OBJECTIVE: Quote the listing below in full and exactly as written, but omit every picture.
────────
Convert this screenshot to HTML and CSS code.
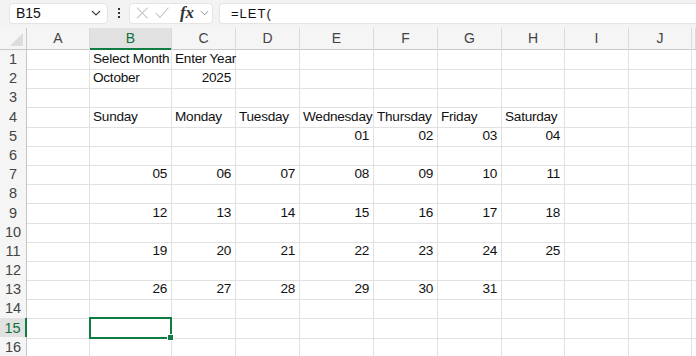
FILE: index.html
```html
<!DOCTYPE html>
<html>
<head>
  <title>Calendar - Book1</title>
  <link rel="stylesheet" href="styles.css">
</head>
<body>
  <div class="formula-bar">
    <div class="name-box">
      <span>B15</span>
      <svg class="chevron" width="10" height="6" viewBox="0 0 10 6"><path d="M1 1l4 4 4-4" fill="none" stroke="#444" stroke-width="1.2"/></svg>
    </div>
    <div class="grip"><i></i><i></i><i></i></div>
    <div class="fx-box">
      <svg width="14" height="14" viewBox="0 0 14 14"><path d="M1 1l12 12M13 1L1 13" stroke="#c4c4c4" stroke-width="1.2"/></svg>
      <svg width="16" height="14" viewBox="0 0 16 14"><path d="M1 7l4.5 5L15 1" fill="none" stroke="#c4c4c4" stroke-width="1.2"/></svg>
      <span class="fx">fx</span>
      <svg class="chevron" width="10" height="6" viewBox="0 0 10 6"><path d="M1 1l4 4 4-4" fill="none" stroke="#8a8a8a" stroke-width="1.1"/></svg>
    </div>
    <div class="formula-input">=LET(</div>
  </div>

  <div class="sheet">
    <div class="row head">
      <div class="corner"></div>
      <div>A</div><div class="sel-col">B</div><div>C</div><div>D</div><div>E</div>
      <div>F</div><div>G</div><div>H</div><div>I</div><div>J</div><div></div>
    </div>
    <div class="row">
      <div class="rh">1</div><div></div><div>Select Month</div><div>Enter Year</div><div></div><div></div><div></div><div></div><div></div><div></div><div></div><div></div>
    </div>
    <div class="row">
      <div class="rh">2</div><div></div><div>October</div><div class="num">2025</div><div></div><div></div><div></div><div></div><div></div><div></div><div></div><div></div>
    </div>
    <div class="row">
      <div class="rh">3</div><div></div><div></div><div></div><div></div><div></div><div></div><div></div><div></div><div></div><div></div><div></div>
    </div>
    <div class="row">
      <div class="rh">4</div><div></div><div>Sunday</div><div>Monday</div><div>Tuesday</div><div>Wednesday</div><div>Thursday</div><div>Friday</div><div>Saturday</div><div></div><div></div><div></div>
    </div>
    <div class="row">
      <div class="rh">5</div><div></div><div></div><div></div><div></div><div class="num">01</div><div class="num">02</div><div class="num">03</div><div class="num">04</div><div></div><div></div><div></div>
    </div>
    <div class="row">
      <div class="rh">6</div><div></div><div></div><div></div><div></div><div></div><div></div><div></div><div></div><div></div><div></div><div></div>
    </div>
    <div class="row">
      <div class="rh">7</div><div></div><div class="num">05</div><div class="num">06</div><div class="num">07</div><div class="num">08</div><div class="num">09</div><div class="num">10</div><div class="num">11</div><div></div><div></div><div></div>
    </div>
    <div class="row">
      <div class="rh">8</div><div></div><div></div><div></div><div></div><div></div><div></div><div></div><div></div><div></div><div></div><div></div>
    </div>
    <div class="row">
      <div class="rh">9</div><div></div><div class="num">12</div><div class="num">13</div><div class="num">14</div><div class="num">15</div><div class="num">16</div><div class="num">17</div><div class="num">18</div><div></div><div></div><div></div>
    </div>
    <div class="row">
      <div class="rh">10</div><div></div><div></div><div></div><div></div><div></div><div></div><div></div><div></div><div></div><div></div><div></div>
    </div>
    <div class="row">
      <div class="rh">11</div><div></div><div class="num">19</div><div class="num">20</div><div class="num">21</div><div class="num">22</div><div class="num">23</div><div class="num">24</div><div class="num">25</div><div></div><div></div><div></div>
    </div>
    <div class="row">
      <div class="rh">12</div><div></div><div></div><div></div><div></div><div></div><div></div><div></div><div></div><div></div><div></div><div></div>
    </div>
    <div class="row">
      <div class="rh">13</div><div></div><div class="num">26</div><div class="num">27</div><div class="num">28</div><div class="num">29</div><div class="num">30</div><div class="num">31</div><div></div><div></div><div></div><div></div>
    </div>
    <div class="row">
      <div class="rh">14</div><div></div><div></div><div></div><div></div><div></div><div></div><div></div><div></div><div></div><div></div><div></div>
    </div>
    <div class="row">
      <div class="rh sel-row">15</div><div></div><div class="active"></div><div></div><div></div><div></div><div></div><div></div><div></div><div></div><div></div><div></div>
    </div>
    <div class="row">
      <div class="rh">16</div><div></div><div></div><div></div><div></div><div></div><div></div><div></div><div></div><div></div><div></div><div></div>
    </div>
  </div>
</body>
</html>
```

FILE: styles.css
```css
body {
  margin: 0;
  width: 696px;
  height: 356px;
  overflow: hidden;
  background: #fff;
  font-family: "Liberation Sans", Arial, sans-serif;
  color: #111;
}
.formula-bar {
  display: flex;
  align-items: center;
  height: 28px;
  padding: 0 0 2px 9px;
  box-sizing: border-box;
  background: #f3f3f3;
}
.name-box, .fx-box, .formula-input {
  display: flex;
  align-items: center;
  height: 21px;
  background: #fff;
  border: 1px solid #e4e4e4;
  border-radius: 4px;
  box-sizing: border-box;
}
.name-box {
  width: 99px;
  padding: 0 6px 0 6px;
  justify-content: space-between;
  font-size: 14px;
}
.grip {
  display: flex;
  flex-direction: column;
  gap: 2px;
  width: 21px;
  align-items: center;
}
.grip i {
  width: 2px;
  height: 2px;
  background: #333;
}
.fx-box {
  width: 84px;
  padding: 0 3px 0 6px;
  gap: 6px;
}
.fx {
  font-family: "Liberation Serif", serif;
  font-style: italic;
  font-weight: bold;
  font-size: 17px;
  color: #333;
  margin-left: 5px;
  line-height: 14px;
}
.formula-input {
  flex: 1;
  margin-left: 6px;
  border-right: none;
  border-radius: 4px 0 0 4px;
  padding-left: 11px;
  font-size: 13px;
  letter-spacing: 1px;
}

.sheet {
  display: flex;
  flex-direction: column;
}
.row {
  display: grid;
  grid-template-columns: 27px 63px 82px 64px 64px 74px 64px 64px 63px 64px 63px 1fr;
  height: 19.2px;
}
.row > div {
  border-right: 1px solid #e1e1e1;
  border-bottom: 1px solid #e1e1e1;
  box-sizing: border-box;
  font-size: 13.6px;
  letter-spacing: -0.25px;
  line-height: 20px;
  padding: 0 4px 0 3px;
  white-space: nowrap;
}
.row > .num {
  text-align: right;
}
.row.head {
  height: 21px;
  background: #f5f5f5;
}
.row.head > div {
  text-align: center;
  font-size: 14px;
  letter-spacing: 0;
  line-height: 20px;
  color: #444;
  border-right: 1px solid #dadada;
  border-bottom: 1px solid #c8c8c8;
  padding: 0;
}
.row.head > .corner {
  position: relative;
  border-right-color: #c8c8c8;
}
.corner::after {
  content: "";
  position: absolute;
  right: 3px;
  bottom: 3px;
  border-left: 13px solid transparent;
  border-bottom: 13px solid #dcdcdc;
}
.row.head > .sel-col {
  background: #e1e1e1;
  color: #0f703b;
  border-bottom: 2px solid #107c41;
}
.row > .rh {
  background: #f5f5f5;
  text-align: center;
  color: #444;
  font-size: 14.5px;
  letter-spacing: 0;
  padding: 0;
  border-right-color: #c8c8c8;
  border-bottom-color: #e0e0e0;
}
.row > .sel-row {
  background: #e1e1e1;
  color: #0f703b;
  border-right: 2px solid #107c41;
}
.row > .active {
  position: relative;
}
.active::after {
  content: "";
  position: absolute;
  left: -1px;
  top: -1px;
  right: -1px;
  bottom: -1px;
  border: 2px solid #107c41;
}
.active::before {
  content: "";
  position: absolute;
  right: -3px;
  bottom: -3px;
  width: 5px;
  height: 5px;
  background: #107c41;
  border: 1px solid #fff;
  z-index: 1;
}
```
────────
SOLUTION TO THIS EXERCISE:
Convert this screenshot to HTML and CSS code.
FILE: index.html
```html
<!DOCTYPE html>
<html>
<head>
  <title>Calendar - Book1</title>
  <link rel="stylesheet" href="styles.css">
</head>
<body>
  <div class="formula-bar">
    <div class="name-box">
      <span>B15</span>
      <svg class="chevron" width="10" height="6" viewBox="0 0 10 6"><path d="M1 1l4 4 4-4" fill="none" stroke="#444" stroke-width="1.2"/></svg>
    </div>
    <div class="grip"><i></i><i></i><i></i></div>
    <div class="fx-box">
      <svg width="14" height="14" viewBox="0 0 14 14"><path d="M1 1l12 12M13 1L1 13" stroke="#c4c4c4" stroke-width="1.2"/></svg>
      <svg width="16" height="14" viewBox="0 0 16 14"><path d="M1 7l4.5 5L15 1" fill="none" stroke="#c4c4c4" stroke-width="1.2"/></svg>
      <span class="fx">fx</span>
      <svg class="chevron" width="10" height="6" viewBox="0 0 10 6"><path d="M1 1l4 4 4-4" fill="none" stroke="#8a8a8a" stroke-width="1.1"/></svg>
    </div>
    <div class="formula-input">=LET(</div>
  </div>

  <div class="sheet">
    <div class="row head">
      <div class="corner"></div>
      <div>A</div><div class="sel-col">B</div><div>C</div><div>D</div><div>E</div>
      <div>F</div><div>G</div><div>H</div><div>I</div><div>J</div><div></div>
    </div>
    <div class="row">
      <div class="rh">1</div><div></div><div>Select Month</div><div>Enter Year</div><div></div><div></div><div></div><div></div><div></div><div></div><div></div><div></div>
    </div>
    <div class="row">
      <div class="rh">2</div><div></div><div>October</div><div class="num">2025</div><div></div><div></div><div></div><div></div><div></div><div></div><div></div><div></div>
    </div>
    <div class="row">
      <div class="rh">3</div><div></div><div></div><div></div><div></div><div></div><div></div><div></div><div></div><div></div><div></div><div></div>
    </div>
    <div class="row">
      <div class="rh">4</div><div></div><div>Sunday</div><div>Monday</div><div>Tuesday</div><div>Wednesday</div><div>Thursday</div><div>Friday</div><div>Saturday</div><div></div><div></div><div></div>
    </div>
    <div class="row">
      <div class="rh">5</div><div></div><div></div><div></div><div></div><div class="num">01</div><div class="num">02</div><div class="num">03</div><div class="num">04</div><div></div><div></div><div></div>
    </div>
    <div class="row">
      <div class="rh">6</div><div></div><div></div><div></div><div></div><div></div><div></div><div></div><div></div><div></div><div></div><div></div>
    </div>
    <div class="row">
      <div class="rh">7</div><div></div><div class="num">05</div><div class="num">06</div><div class="num">07</div><div class="num">08</div><div class="num">09</div><div class="num">10</div><div class="num">11</div><div></div><div></div><div></div>
    </div>
    <div class="row">
      <div class="rh">8</div><div></div><div></div><div></div><div></div><div></div><div></div><div></div><div></div><div></div><div></div><div></div>
    </div>
    <div class="row">
      <div class="rh">9</div><div></div><div class="num">12</div><div class="num">13</div><div class="num">14</div><div class="num">15</div><div class="num">16</div><div class="num">17</div><div class="num">18</div><div></div><div></div><div></div>
    </div>
    <div class="row">
      <div class="rh">10</div><div></div><div></div><div></div><div></div><div></div><div></div><div></div><div></div><div></div><div></div><div></div>
    </div>
    <div class="row">
      <div class="rh">11</div><div></div><div class="num">19</div><div class="num">20</div><div class="num">21</div><div class="num">22</div><div class="num">23</div><div class="num">24</div><div class="num">25</div><div></div><div></div><div></div>
    </div>
    <div class="row">
      <div class="rh">12</div><div></div><div></div><div></div><div></div><div></div><div></div><div></div><div></div><div></div><div></div><div></div>
    </div>
    <div class="row">
      <div class="rh">13</div><div></div><div class="num">26</div><div class="num">27</div><div class="num">28</div><div class="num">29</div><div class="num">30</div><div class="num">31</div><div></div><div></div><div></div><div></div>
    </div>
    <div class="row">
      <div class="rh">14</div><div></div><div></div><div></div><div></div><div></div><div></div><div></div><div></div><div></div><div></div><div></div>
    </div>
    <div class="row">
      <div class="rh sel-row">15</div><div></div><div class="active"></div><div></div><div></div><div></div><div></div><div></div><div></div><div></div><div></div><div></div>
    </div>
    <div class="row">
      <div class="rh">16</div><div></div><div></div><div></div><div></div><div></div><div></div><div></div><div></div><div></div><div></div><div></div>
    </div>
  </div>
</body>
</html>
```

FILE: styles.css
```css
body {
  margin: 0;
  width: 696px;
  height: 356px;
  overflow: hidden;
  background: #fff;
  font-family: "Liberation Sans", Arial, sans-serif;
  color: #111;
}
.formula-bar {
  display: flex;
  align-items: center;
  height: 28px;
  padding: 0 0 2px 9px;
  box-sizing: border-box;
  background: #f3f3f3;
}
.name-box, .fx-box, .formula-input {
  display: flex;
  align-items: center;
  height: 21px;
  background: #fff;
  border: 1px solid #e4e4e4;
  border-radius: 4px;
  box-sizing: border-box;
}
.name-box {
  width: 99px;
  padding: 0 6px 0 6px;
  justify-content: space-between;
  font-size: 14px;
}
.grip {
  display: flex;
  flex-direction: column;
  gap: 2px;
  width: 21px;
  align-items: center;
}
.grip i {
  width: 2px;
  height: 2px;
  background: #333;
}
.fx-box {
  width: 84px;
  padding: 0 3px 0 6px;
  gap: 6px;
}
.fx {
  font-family: "Liberation Serif", serif;
  font-style: italic;
  font-weight: bold;
  font-size: 17px;
  color: #333;
  margin-left: 5px;
  line-height: 14px;
}
.formula-input {
  flex: 1;
  margin-left: 6px;
  border-right: none;
  border-radius: 4px 0 0 4px;
  padding-left: 11px;
  font-size: 13px;
  letter-spacing: 1px;
}

.sheet {
  display: flex;
  flex-direction: column;
}
.row {
  display: grid;
  grid-template-columns: 27px 63px 82px 64px 64px 74px 64px 64px 63px 64px 63px 1fr;
  height: 19.2px;
}
.row > div {
  border-right: 1px solid #e1e1e1;
  border-bottom: 1px solid #e1e1e1;
  box-sizing: border-box;
  font-size: 13.6px;
  letter-spacing: -0.25px;
  line-height: 20px;
  padding: 0 4px 0 3px;
  white-space: nowrap;
}
.row > .num {
  text-align: right;
}
.row.head {
  height: 21px;
  background: #f5f5f5;
}
.row.head > div {
  text-align: center;
  font-size: 14px;
  letter-spacing: 0;
  line-height: 20px;
  color: #444;
  border-right: 1px solid #dadada;
  border-bottom: 1px solid #c8c8c8;
  padding: 0;
}
.row.head > .corner {
  position: relative;
  border-right-color: #c8c8c8;
}
.corner::after {
  content: "";
  position: absolute;
  right: 3px;
  bottom: 3px;
  border-left: 13px solid transparent;
  border-bottom: 13px solid #dcdcdc;
}
.row.head > .sel-col {
  background: #e1e1e1;
  color: #0f703b;
  border-bottom: 2px solid #107c41;
}
.row > .rh {
  background: #f5f5f5;
  text-align: center;
  color: #444;
  font-size: 14.5px;
  letter-spacing: 0;
  padding: 0;
  border-right-color: #c8c8c8;
  border-bottom-color: #e0e0e0;
}
.row > .sel-row {
  background: #e1e1e1;
  color: #0f703b;
  border-right: 2px solid #107c41;
}
.row > .active {
  position: relative;
}
.active::after {
  content: "";
  position: absolute;
  left: -1px;
  top: -1px;
  right: -1px;
  bottom: -1px;
  border: 2px solid #107c41;
}
.active::before {
  content: "";
  position: absolute;
  right: -3px;
  bottom: -3px;
  width: 5px;
  height: 5px;
  background: #107c41;
  border: 1px solid #fff;
  z-index: 1;
}
```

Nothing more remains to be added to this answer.